Saturday, July 31, 2010

Is this downer trip necessary?


You can tell Matthew Broderick's character is depressed in Wonderful World (2009)--just look at his sideburns. Besides, in this picture he's talking to God. (Obviously they couldn't get Morgan Freeman, so they had to settle for Phillip Baker Hall.) Interesting how movie characters never talk with God unless things are bad. They never call on God to tell them how happy they are and how great everything is going. Just when they're about to make a colossal error, which they usually go ahead and make, notwithstanding God's advice. If God actually gave advice, why would you ignore it. The problem is, he never does let you know what he's thinking. Until it's all over. Then you know for sure, right?

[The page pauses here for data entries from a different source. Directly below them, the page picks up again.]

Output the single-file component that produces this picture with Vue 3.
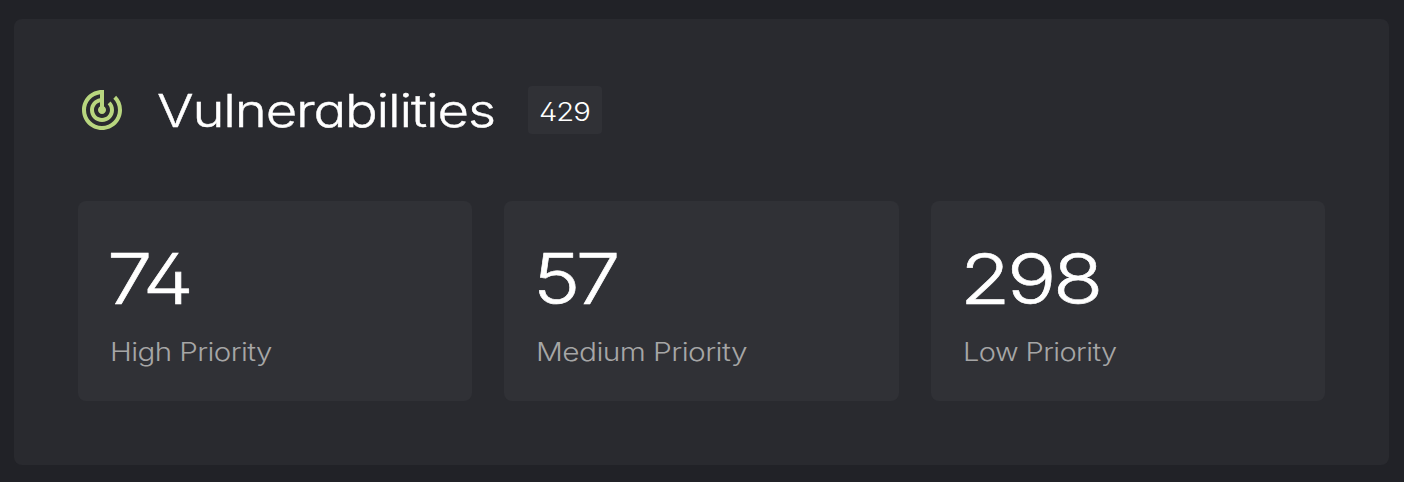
<script setup>
const stats = [
  { value: '74', label: 'High Priority', valueScale: 1.16, labelScale: 1.18, tracking: -4, offset: -3 },
  { value: '57', label: 'Medium Priority', valueScale: 1.14, labelScale: 1.195, tracking: -4, offset: -3 },
  { value: '298', label: 'Low Priority', valueScale: 1.175, labelScale: 1.16, tracking: -3, offset: -2.5 },
]
</script>

<template>
  <main class="page">
    <section class="panel">
      <header class="header">
        <svg class="icon" viewBox="0 0 24 24" aria-hidden="true">
          <path d="M19.07 4.93l-1.41 1.41C19.1 7.79 20 9.79 20 12c0 4.42-3.58 8-8 8s-8-3.58-8-8c0-4.08 3.05-7.44 7-7.93v2.02C8.16 6.57 6 9.03 6 12c0 3.31 2.69 6 6 6s6-2.69 6-6c0-1.66-.67-3.16-1.76-4.24l-1.41 1.41C15.55 9.9 16 10.9 16 12c0 2.21-1.79 4-4 4s-4-1.79-4-4c0-1.86 1.28-3.41 3-3.86v2.14c-.6.35-1 .98-1 1.72 0 1.1.9 2 2 2s2-.9 2-2c0-.74-.4-1.38-1-1.72V2h-1C6.48 2 2 6.48 2 12s4.48 10 10 10 10-4.48 10-10c0-2.76-1.12-5.26-2.93-7.07z" />
        </svg>
        <h1 class="title"><span class="wide">Vulnerabilities</span></h1>
        <span class="badge"><span class="count">429</span></span>
      </header>
      <div class="cards">
        <article v-for="s in stats" :key="s.label" class="card">
          <div class="value">
            <span
              class="wide"
              :style="{ transform: `scaleX(${s.valueScale})`, letterSpacing: `${s.tracking}px`, marginLeft: `${s.offset}px` }"
            >{{ s.value }}</span>
          </div>
          <div class="label"><span class="wide" :style="{ transform: `scaleX(${s.labelScale})` }">{{ s.label }}</span></div>
        </article>
      </div>
    </section>
  </main>
</template>

<style>
body {
  background: #212227;
}
</style>

<style scoped>
.page {
  box-sizing: border-box;
  height: 482px;
  padding: 19px 15px 17px 14px;
  background: #212227;
  color: #fff;
  font-family: Inter, "Liberation Sans", sans-serif;
  font-weight: 300;
  font-feature-settings: "cv11", "cv02";
}
.panel {
  box-sizing: border-box;
  height: 446px;
  padding: 67px 64px 64px;
  border-radius: 8px;
  background: #292a2f;
}
.header {
  display: flex;
  align-items: center;
  height: 48px;
}
.icon {
  width: 48px;
  height: 48px;
  margin-right: 31px;
  fill: #b8d67f;
}
.title {
  width: 371px;
  margin: 0;
  padding-top: 1px;
  font-size: 45px;
  font-weight: 300;
  line-height: 48px;
  letter-spacing: -1px;
  white-space: nowrap;
  -webkit-text-stroke: 0.4px #fff;
}
.wide {
  display: inline-block;
  transform-origin: left center;
}
.title .wide {
  transform: scaleX(1.21);
}
.badge {
  display: flex;
  align-items: center;
  justify-content: center;
  width: 74px;
  height: 48px;
  border-radius: 4px;
  background: #303136;
  font-size: 26px;
  line-height: 48px;
}
.count {
  display: inline-block;
  padding: 3px 2px 0 0;
  letter-spacing: -1px;
  transform: scaleX(1.125);
}
.cards {
  display: grid;
  grid-template-columns: repeat(3, 1fr);
  gap: 32px;
  margin-top: 67px;
}
.card {
  box-sizing: border-box;
  height: 200px;
  padding: 42px 32px 0;
  border-radius: 8px;
  background: #303136;
}
.value {
  font-size: 70px;
  line-height: 72px;
  white-space: nowrap;
  -webkit-text-stroke: 0.6px #fff;
}
.label {
  margin-top: 21px;
  color: #a6a6a6;
  font-size: 25px;
  line-height: 32px;
  letter-spacing: -0.5px;
  white-space: nowrap;
}
</style>
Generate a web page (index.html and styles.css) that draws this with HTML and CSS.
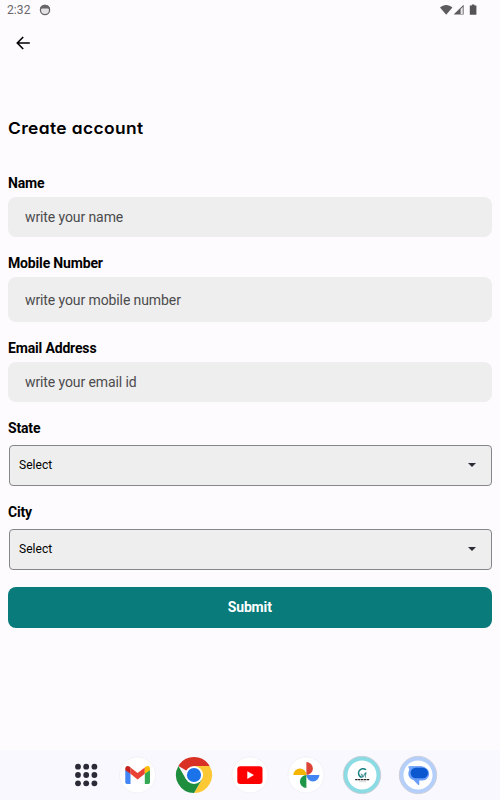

Most of this film feels like a re-working of Thomas McCarthy's The Visitor; uptight white guy liberated by contact with Third World People who are experiencing a crisis. This time Broderick has an affair with the sister of his Senegalese roommate while the roommate is in the hospital. Wonderful World hauls out some even older tropes, such as African-people-are-in-touch-with-the-natural-world. Thus the rational Broderick tolerates all sorts of magical ritual.

Sadly, like Richard Jenkins in The Visitor, Broderick is really not in that bad shape. He is depressed and cynical, but he's not destructive, to himself or anyone else. Yes, he's turned his back on a life as a children's entertainer and on his trusting young daughter, but he's not getting drunk, beating people, crashing his car, fooling with guns, or doing the other kinds of things that people who are in really bad shape do. He's just kind of having a few bad days.

And sure enough, all he has to do is take his friend's body to Africa, witness fish falling from the sky, akin to the frogstorm in Magnolia, and he is all healed and ready to resume singing to the kiddies. So how was this a crisis worth memorializing on film?

I mean, who needs a glass that's half full, when there's overflowing glasses all over the place?